I welcome that the Minister of State has said that she will go back to the Department and take up these issues because they are brought here in a spirit of genuine constructive debate and on foot of the Children's Rights Alliance. That alliance is not a political organisation but represents many organisations around the country which are dealing with these issues on a day-to-day basis. It has access to some of the best researchers in the country.
I welcome Mr. John Boyle from the Irish National Teachers Organisation, INTO, and representatives of the Children's Rights Alliance to the Gallery. I thank them all for what they are doing. I hope this motion has shone a light on their work. I encourage anyone listening to the debate to read the Home Works report because it is searing to read the experiences of those children.
I have spoken to principals today and the whole issue of special needs, and especially children who are homeless with special education needs, is dreadful. The discontinuity of education is a major problem which has not really been addressed by anybody.
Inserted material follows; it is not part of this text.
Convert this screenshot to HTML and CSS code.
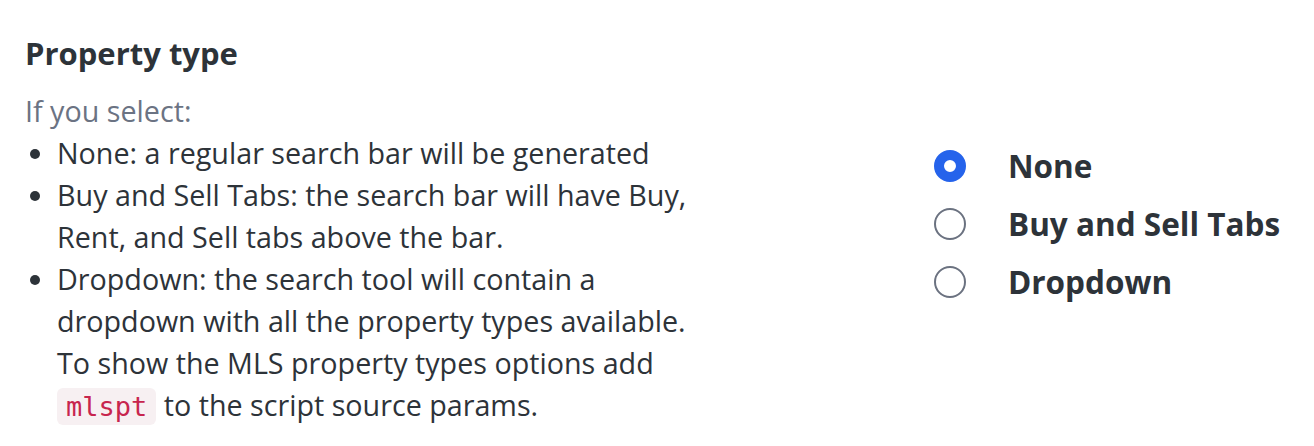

These children have to repeatedly stop and start their education which is an extra burden above and beyond their colleagues who do not have traditional special educational needs. I think it is agreed by everybody that homelessness is a special educational need where it leads to gaps and breaks in a child's education or the shortening thereof. We have a duty, as a Legislature and Parliament, and the Government has a duty to respond to it much more thoroughly.
I thank everyone for their support. Fianna Fáil will certainly be pursuing this, as will the voluntary organisations, the NGOs, the Children's Rights Alliance and their members, and the teachers' unions and I encourage them to do so. They have seen that they have the support of everyone in the Dáil tonight and they will want to see action on that.
I again thank all my colleagues for supporting this motion. I also thank Mr. Shane Smyth in the Fianna Fáil research office for his support and work. I look forward to seeing results and, as everyone has said, let us end child homelessness.